**GOAL**
Transcribe all the entries word for word, omitting any pictures they contain.

---*---

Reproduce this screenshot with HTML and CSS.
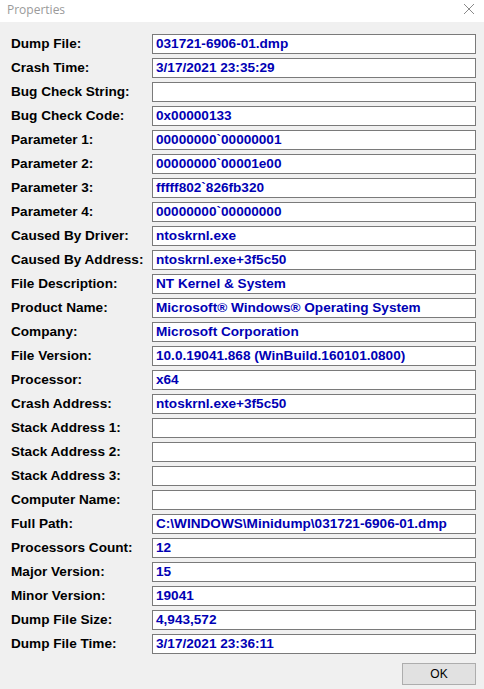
FILE: index.html
```html
<!DOCTYPE html>
<html>
<head>
<meta charset="utf-8">
<link rel="stylesheet" href="styles.css">
</head>
<body>
<div class="window">
  <div class="titlebar">
    <span class="title">Properties</span>
    <svg class="close" width="12" height="12" viewBox="0 0 12 12"><path d="M1 1 L11 11 M11 1 L1 11" stroke="#8a8a8a" stroke-width="1"/></svg>
  </div>
  <div class="content">
    <div class="grid">
      <div class="label">Dump File:</div><div class="field">031721-6906-01.dmp</div>
      <div class="label">Crash Time:</div><div class="field">3/17/2021 23:35:29</div>
      <div class="label">Bug Check String:</div><div class="field"></div>
      <div class="label">Bug Check Code:</div><div class="field">0x00000133</div>
      <div class="label">Parameter 1:</div><div class="field">00000000`00000001</div>
      <div class="label">Parameter 2:</div><div class="field">00000000`00001e00</div>
      <div class="label">Parameter 3:</div><div class="field">fffff802`826fb320</div>
      <div class="label">Parameter 4:</div><div class="field">00000000`00000000</div>
      <div class="label">Caused By Driver:</div><div class="field">ntoskrnl.exe</div>
      <div class="label">Caused By Address:</div><div class="field">ntoskrnl.exe+3f5c50</div>
      <div class="label">File Description:</div><div class="field">NT Kernel &amp; System</div>
      <div class="label">Product Name:</div><div class="field">Microsoft® Windows® Operating System</div>
      <div class="label">Company:</div><div class="field">Microsoft Corporation</div>
      <div class="label">File Version:</div><div class="field">10.0.19041.868 (WinBuild.160101.0800)</div>
      <div class="label">Processor:</div><div class="field">x64</div>
      <div class="label">Crash Address:</div><div class="field">ntoskrnl.exe+3f5c50</div>
      <div class="label">Stack Address 1:</div><div class="field"></div>
      <div class="label">Stack Address 2:</div><div class="field"></div>
      <div class="label">Stack Address 3:</div><div class="field"></div>
      <div class="label">Computer Name:</div><div class="field"></div>
      <div class="label">Full Path:</div><div class="field">C:\WINDOWS\Minidump\031721-6906-01.dmp</div>
      <div class="label">Processors Count:</div><div class="field">12</div>
      <div class="label">Major Version:</div><div class="field">15</div>
      <div class="label">Minor Version:</div><div class="field">19041</div>
      <div class="label">Dump File Size:</div><div class="field">4,943,572</div>
      <div class="label">Dump File Time:</div><div class="field">3/17/2021 23:36:11</div>
    </div>
    <div class="buttons">
      <button class="ok">OK</button>
    </div>
  </div>
</div>
</body>
</html>
```
FILE: styles.css
```css
html, body {
  margin: 0;
  padding: 0;
  background: #f0f0f0;
}
.window {
  width: 484px;
  height: 689px;
  background: #f0f0f0;
  overflow: hidden;
}
.titlebar {
  height: 22px;
  background: #ffffff;
  display: flex;
  align-items: center;
  justify-content: space-between;
  padding: 0 9px 0 7px;
}
.title {
  font-family: "Open Sans", "Noto Sans", sans-serif;
  font-size: 12px;
  color: #9a9a9a;
  position: relative;
  top: -2px;
}
.close {
  display: block;
  position: relative;
  top: -2px;
}
.content {
  padding: 12px 8px 0 11px;
}
.grid {
  display: grid;
  grid-template-columns: 141px 324px;
  grid-auto-rows: 20px;
  row-gap: 4px;
}
.label, .field {
  font-family: "Liberation Sans", Arial, sans-serif;
  font-weight: bold;
  font-size: 13.6px;
  line-height: 18px;
  white-space: nowrap;
}
.label {
  color: #000000;
  padding-top: 1px;
}
.field {
  background: #ffffff;
  border: 1px solid #7a7a7a;
  color: #0000b4;
  padding: 0 0 0 3px;
  overflow: hidden;
}
.buttons {
  display: flex;
  justify-content: flex-end;
  padding-top: 9px;
}
.ok {
  width: 74px;
  height: 22px;
  background: #e1e1e1;
  border: 1px solid #adadad;
  font-family: "Liberation Sans", Arial, sans-serif;
  font-size: 12px;
  color: #000;
  padding: 0;
  margin: 0;
}
```
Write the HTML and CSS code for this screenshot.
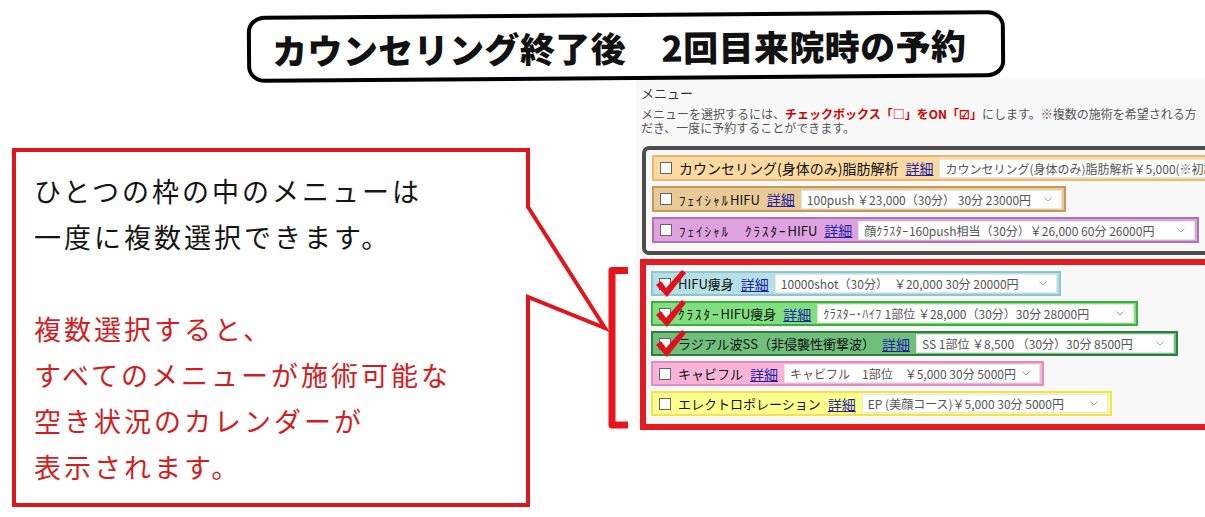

---*---

**RESULT FOR THIS TASK**
Reproduce this screenshot with HTML and CSS.
FILE: index.html
```html
<!DOCTYPE html>
<html>
<head>
<meta charset="utf-8">
<link rel="stylesheet" href="styles.css">
</head>
<body>
<div class="window">
  <div class="titlebar">
    <span class="title">Properties</span>
    <svg class="close" width="12" height="12" viewBox="0 0 12 12"><path d="M1 1 L11 11 M11 1 L1 11" stroke="#8a8a8a" stroke-width="1"/></svg>
  </div>
  <div class="content">
    <div class="grid">
      <div class="label">Dump File:</div><div class="field">031721-6906-01.dmp</div>
      <div class="label">Crash Time:</div><div class="field">3/17/2021 23:35:29</div>
      <div class="label">Bug Check String:</div><div class="field"></div>
      <div class="label">Bug Check Code:</div><div class="field">0x00000133</div>
      <div class="label">Parameter 1:</div><div class="field">00000000`00000001</div>
      <div class="label">Parameter 2:</div><div class="field">00000000`00001e00</div>
      <div class="label">Parameter 3:</div><div class="field">fffff802`826fb320</div>
      <div class="label">Parameter 4:</div><div class="field">00000000`00000000</div>
      <div class="label">Caused By Driver:</div><div class="field">ntoskrnl.exe</div>
      <div class="label">Caused By Address:</div><div class="field">ntoskrnl.exe+3f5c50</div>
      <div class="label">File Description:</div><div class="field">NT Kernel &amp; System</div>
      <div class="label">Product Name:</div><div class="field">Microsoft® Windows® Operating System</div>
      <div class="label">Company:</div><div class="field">Microsoft Corporation</div>
      <div class="label">File Version:</div><div class="field">10.0.19041.868 (WinBuild.160101.0800)</div>
      <div class="label">Processor:</div><div class="field">x64</div>
      <div class="label">Crash Address:</div><div class="field">ntoskrnl.exe+3f5c50</div>
      <div class="label">Stack Address 1:</div><div class="field"></div>
      <div class="label">Stack Address 2:</div><div class="field"></div>
      <div class="label">Stack Address 3:</div><div class="field"></div>
      <div class="label">Computer Name:</div><div class="field"></div>
      <div class="label">Full Path:</div><div class="field">C:\WINDOWS\Minidump\031721-6906-01.dmp</div>
      <div class="label">Processors Count:</div><div class="field">12</div>
      <div class="label">Major Version:</div><div class="field">15</div>
      <div class="label">Minor Version:</div><div class="field">19041</div>
      <div class="label">Dump File Size:</div><div class="field">4,943,572</div>
      <div class="label">Dump File Time:</div><div class="field">3/17/2021 23:36:11</div>
    </div>
    <div class="buttons">
      <button class="ok">OK</button>
    </div>
  </div>
</div>
</body>
</html>
```
FILE: styles.css
```css
html, body {
  margin: 0;
  padding: 0;
  background: #f0f0f0;
}
.window {
  width: 484px;
  height: 689px;
  background: #f0f0f0;
  overflow: hidden;
}
.titlebar {
  height: 22px;
  background: #ffffff;
  display: flex;
  align-items: center;
  justify-content: space-between;
  padding: 0 9px 0 7px;
}
.title {
  font-family: "Open Sans", "Noto Sans", sans-serif;
  font-size: 12px;
  color: #9a9a9a;
  position: relative;
  top: -2px;
}
.close {
  display: block;
  position: relative;
  top: -2px;
}
.content {
  padding: 12px 8px 0 11px;
}
.grid {
  display: grid;
  grid-template-columns: 141px 324px;
  grid-auto-rows: 20px;
  row-gap: 4px;
}
.label, .field {
  font-family: "Liberation Sans", Arial, sans-serif;
  font-weight: bold;
  font-size: 13.6px;
  line-height: 18px;
  white-space: nowrap;
}
.label {
  color: #000000;
  padding-top: 1px;
}
.field {
  background: #ffffff;
  border: 1px solid #7a7a7a;
  color: #0000b4;
  padding: 0 0 0 3px;
  overflow: hidden;
}
.buttons {
  display: flex;
  justify-content: flex-end;
  padding-top: 9px;
}
.ok {
  width: 74px;
  height: 22px;
  background: #e1e1e1;
  border: 1px solid #adadad;
  font-family: "Liberation Sans", Arial, sans-serif;
  font-size: 12px;
  color: #000;
  padding: 0;
  margin: 0;
}
```
Write the HTML and CSS code for this screenshot.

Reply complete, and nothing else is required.